Dopo 6 minuti e 47 secondo del terzo tempo, Vladimir Krutov viene spedito sulla panca della penalità per aver colpito un avversario con il bastone. Con gli Stati Uniti in power play, Myskhin para un tiro di Mike Ramsey poi il capitano Mike Eruzione spedisce fuori. Quando mancano nove secondi allo scadere della superiorità numerica, Dave Silk si avventa sul puck vagante, lo fa passare sotto il pattino del difensore Sergei Starikov e ancora una volta Johnson è l’uomo giusto al posto giusto. Si sono giocati 8 minuti e 39 secondi: Usa e Urss sono di nuovo in parità, 3-3.

Passano 81 secondi e Mark Pavelich trova Mike Eruzione, lasciato inspiegabilmente libero. Eruzione, i cui genitori sono presenti sugli spalti, è l’uomo della provvidenza: Usa 4 – Urss 3 quando mancano 10 minuti alla fine.

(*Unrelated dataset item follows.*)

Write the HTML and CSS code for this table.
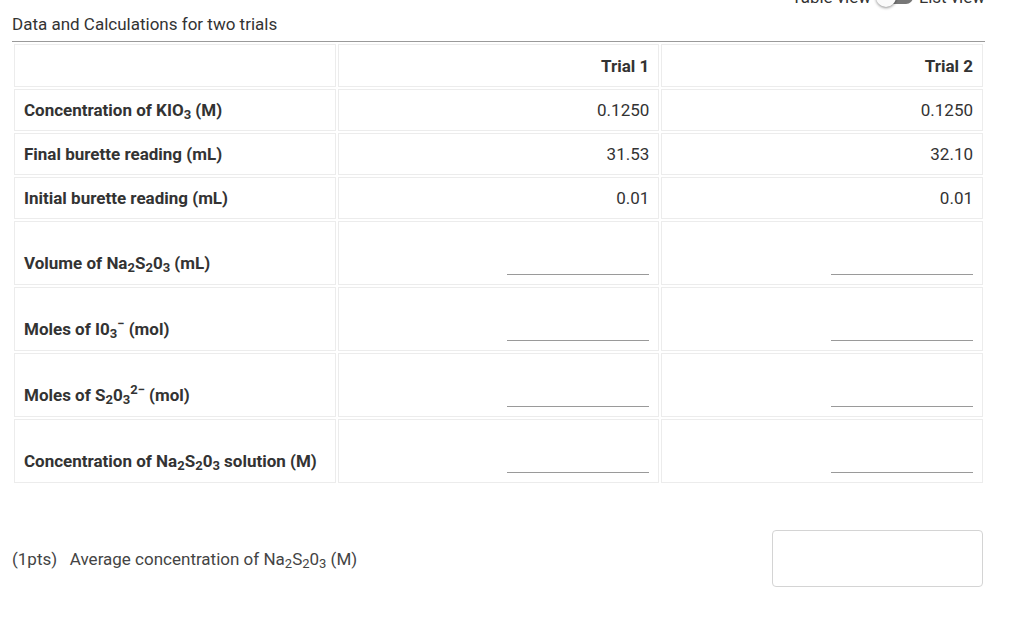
FILE: index.html
```html
<!DOCTYPE html>
<html>
<head>
<meta charset="utf-8">
<link rel="stylesheet" href="styles.css">
</head>
<body>
<div class="page">
  <div class="toggle-row">
    <span class="toggle-label">Table view</span>
    <span class="switch"><span class="knob"></span></span>
    <span class="toggle-label">List view</span>
  </div>
  <div class="title">Data and Calculations for two trials</div>
  <table class="data">
    <tr class="row-head">
      <td class="label"></td>
      <td class="num head">Trial 1</td>
      <td class="num head">Trial 2</td>
    </tr>
    <tr class="row-val">
      <td class="label">Concentration of KIO<sub>3</sub> (M)</td>
      <td class="num val">0.1250</td>
      <td class="num val">0.1250</td>
    </tr>
    <tr class="row-val">
      <td class="label">Final burette reading (mL)</td>
      <td class="num val">31.53</td>
      <td class="num val">32.10</td>
    </tr>
    <tr class="row-val">
      <td class="label">Initial burette reading (mL)</td>
      <td class="num val">0.01</td>
      <td class="num val">0.01</td>
    </tr>
    <tr class="row-in">
      <td class="label">Volume of Na<sub>2</sub>S<sub>2</sub>0<sub>3</sub> (mL)</td>
      <td class="num"><span class="blank"></span></td>
      <td class="num"><span class="blank"></span></td>
    </tr>
    <tr class="row-in">
      <td class="label">Moles of I0<sub>3</sub><sup>−</sup> (mol)</td>
      <td class="num"><span class="blank"></span></td>
      <td class="num"><span class="blank"></span></td>
    </tr>
    <tr class="row-in">
      <td class="label">Moles of S<sub>2</sub>0<sub>3</sub><sup>2−</sup> (mol)</td>
      <td class="num"><span class="blank"></span></td>
      <td class="num"><span class="blank"></span></td>
    </tr>
    <tr class="row-in">
      <td class="label">Concentration of Na<sub>2</sub>S<sub>2</sub>0<sub>3</sub> solution (M)</td>
      <td class="num"><span class="blank"></span></td>
      <td class="num"><span class="blank"></span></td>
    </tr>
  </table>
  <div class="avg">
    <span class="avg-text">(1pts)&nbsp;&nbsp; Average concentration of Na<sub>2</sub>S<sub>2</sub>0<sub>3</sub> (M)</span>
    <span class="avg-box"></span>
  </div>
</div>
</body>
</html>
```

FILE: styles.css
```css
html, body {
  margin: 0;
  padding: 0;
  background: #fff;
}
body {
  font-family: Roboto, "Liberation Sans", sans-serif;
  color: #333;
  overflow: hidden;
}
.page {
  padding: 0 39px 0 12px;
}
.toggle-row {
  display: flex;
  justify-content: flex-end;
  align-items: center;
  height: 20px;
  margin-top: -13px;
  font-size: 17px;
  color: #333;
}
.toggle-label {
  line-height: 20px;
}
.switch {
  position: relative;
  width: 34px;
  height: 14px;
  margin: 0 6px 0 8px;
  background: #777;
  border-radius: 7px;
}
.knob {
  position: absolute;
  left: -3px;
  top: -3px;
  width: 20px;
  height: 20px;
  border-radius: 50%;
  background: #fafafa;
  box-shadow: 0 1px 3px rgba(0,0,0,0.45);
}
.title {
  margin-top: 7px;
  font-size: 17px;
  line-height: 20px;
  padding-bottom: 7px;
  border-bottom: 1px solid #9a9a9a;
}
.data {
  width: 100%;
  border-collapse: separate;
  border-spacing: 2px;
  table-layout: fixed;
  margin: 0;
}
.data td {
  box-sizing: border-box;
  border: 1px solid #ececec;
  padding: 0 9px;
}
.label {
  font-size: 17px;
  font-weight: 700;
  color: #333;
  text-align: left;
}
.num {
  text-align: right;
}
.head {
  font-size: 17px;
  font-weight: 700;
}
.val {
  font-size: 17px;
}
.row-head td { height: 43px; }
.row-val td { height: 42px; }
.row-val td.label { padding-top: 0; }
.row-in td {
  height: 64px;
  vertical-align: bottom;
  padding-bottom: 9px;
}
.row-in td.label {
  padding-bottom: 11px;
  line-height: 20px;
}
.blank {
  display: inline-block;
  width: 142px;
  height: 30px;
  border-bottom: 1px solid #9a9a9a;
  vertical-align: bottom;
}
sub, sup {
  font-size: 13px;
  line-height: 0;
}
sub { vertical-align: -3px; }
sup { vertical-align: 7px; }
.avg {
  display: flex;
  align-items: center;
  justify-content: space-between;
  margin-top: 45px;
  padding-right: 2px;
}
.avg-text {
  font-size: 17px;
  color: #444;
}
.avg-box {
  width: 209px;
  height: 55px;
  border: 1px solid #d4d4d4;
  border-radius: 4px;
}
```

Brooks chiede ai suoi concentrazione: “Ho insistito” ha spiegato, “quanto fosse importante restare fedeli alla nostra tattica, al nostro sistema di gioco. Ho visto troppe squadre farsi rimontare dai sovietici. Stavamo diventando ansiosi, gettando via il puck: cominciava ad affiorare la paura, dovevamo calmarci”

Con 8 minuti e 15 ancora da giocare, Craig compie un’altra parata strepitosa, salvando col pattino su un “backhander” (un tiro scagliato con la parte posteriore del bastone) di Vladimir Volikov. Ma non c’è paura, non c’è panico negli ultimi cinque minuti.

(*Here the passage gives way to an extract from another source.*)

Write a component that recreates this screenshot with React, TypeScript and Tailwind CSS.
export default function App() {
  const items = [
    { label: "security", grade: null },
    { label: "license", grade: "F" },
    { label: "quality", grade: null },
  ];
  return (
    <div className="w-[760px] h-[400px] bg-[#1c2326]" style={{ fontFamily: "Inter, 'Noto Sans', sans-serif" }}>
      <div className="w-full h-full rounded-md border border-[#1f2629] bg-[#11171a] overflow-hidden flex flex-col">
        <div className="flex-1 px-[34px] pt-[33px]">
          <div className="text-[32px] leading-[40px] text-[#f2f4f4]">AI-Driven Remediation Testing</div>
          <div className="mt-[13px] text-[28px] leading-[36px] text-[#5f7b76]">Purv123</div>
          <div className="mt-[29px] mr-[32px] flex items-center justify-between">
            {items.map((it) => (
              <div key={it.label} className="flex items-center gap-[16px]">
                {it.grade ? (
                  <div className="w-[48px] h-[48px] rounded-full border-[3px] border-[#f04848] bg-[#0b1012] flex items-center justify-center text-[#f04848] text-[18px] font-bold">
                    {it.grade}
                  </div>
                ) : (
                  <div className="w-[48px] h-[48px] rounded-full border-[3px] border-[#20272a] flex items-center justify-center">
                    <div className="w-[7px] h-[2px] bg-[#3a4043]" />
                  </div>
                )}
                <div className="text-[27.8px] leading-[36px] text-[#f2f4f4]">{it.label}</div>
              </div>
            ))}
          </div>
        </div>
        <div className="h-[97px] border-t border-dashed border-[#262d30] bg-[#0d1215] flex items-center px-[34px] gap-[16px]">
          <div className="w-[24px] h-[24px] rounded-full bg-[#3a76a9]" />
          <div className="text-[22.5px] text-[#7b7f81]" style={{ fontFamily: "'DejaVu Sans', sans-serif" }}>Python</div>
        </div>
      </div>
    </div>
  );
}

La paura di perdere si fa sentire, invece, tra i sovietici, che perdono lucidità. Tikhonov non prova mai la mossa disperata di togliere il portiere Myshkin per un attaccante extra: “non credeva nel sei-contro-cinque” spiegherà Starikov anni dopo. Craig si regala un’altra parata, forse la più importante, con 57 secondi ancora sul cronometro, su Vladimir Petrov.

I secondi scorrono, gli Usa cercano di portare il puck fuori dalla zona blu. Il pubblico scandisce il count-down e Al Michaels l’accompagna con un finale di telecronaca rimasto nella storia: “Undici secondi...dieci...è partito il countdown! Morrow, in avanti per Silk. Cinque secondi ancora da giocare. Credete nei miracoli? SIIII”.




È uno di quei rari e magici momenti olimpici, di quegli eventi più grandi dei vincitori e degli sconfitti. “Il primo sovietico cui ho stretto la mano sorrideva” ha confessato Mark Johnson.

Il 3 marzo 1980 Sports Illustrated esce in edicola con in copertina solo una foto di Heinz Kluetmeier.


Non c’è didascalia, non c’è titolo. Non serviva, commenta Kluetmeier. In America tutti sapevano cos’era successo.

Era successo un miracolo sul ghiaccio.